Bangladesh indigenous peoples: We exist!

Tribal communities across Bangladesh on Aug. 9 observed the International Day of the World’s Indigenous People with rallies to demand their constitutional recognition as “indigenous people.” An especially large mobilization was held in Rangamati in the southeastern Chittagong Hill Tracts. (See map.) The protests were a reaction to recent statements by Foreign Minister Dipu Moni that the tribal peoples of the Chittagong Hill Tracts are “ethnic minorities” and should not be called “indigenous” to the region. Tribal leaders criticized the government for failure to fully implement Chittagong Hill Tracts peace accord, reached in 1997 to secure land rights for the region’s tribal peoples. “There is regular bloodshed in the hills,” said Jyotirindra Bodhipriya Larma, chairman of Chittagong Hill Tracts Regional Council. “Either the peace accord in the hills will be implemented or the Jumma people will be extinct.”

But a counter-protest was held by the Samo Odhikar Andolan, an organization representing Bengali settlers in Chittagong Hill Tracts, formed a human chain around government administration buildings, urging the authorities not to recognise the Jumma community in CHT as indigenous people.
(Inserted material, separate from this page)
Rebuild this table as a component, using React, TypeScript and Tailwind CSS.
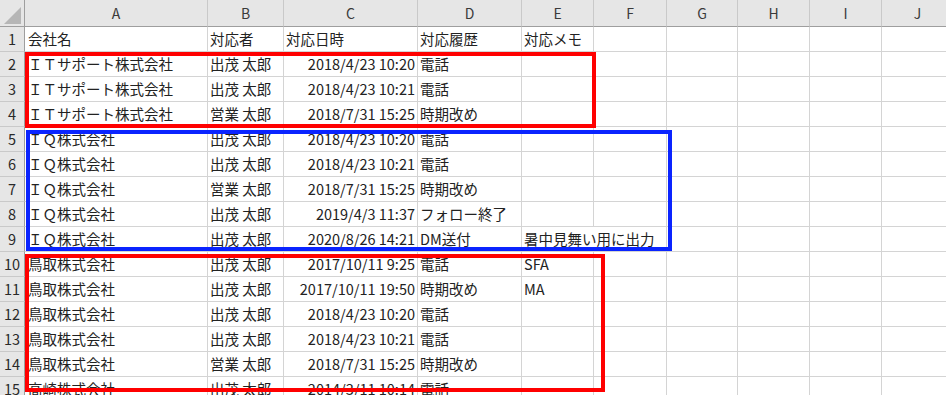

The counter-protesters charged that the UN Declaration on the Rights of Indigenous Peoples is incompatible with the Bangladeshi constitution, and called on the government to reject it. (Daily Star, Bangladesh Financial Express, Dhaka, Aug. 10; Asia News Network, Aug. 8; Daily Star, July 27)

The eleven tribes in the Chittagong Hill Tracts are collectively known as Jummas after their practice of “shifting cultivation,” known locally as “Jhum.” Hundreds of thousands of settlers have been moved into the Hill Tracts over the last sixty years, displacing the Jumma people and subjecting them to violent repression.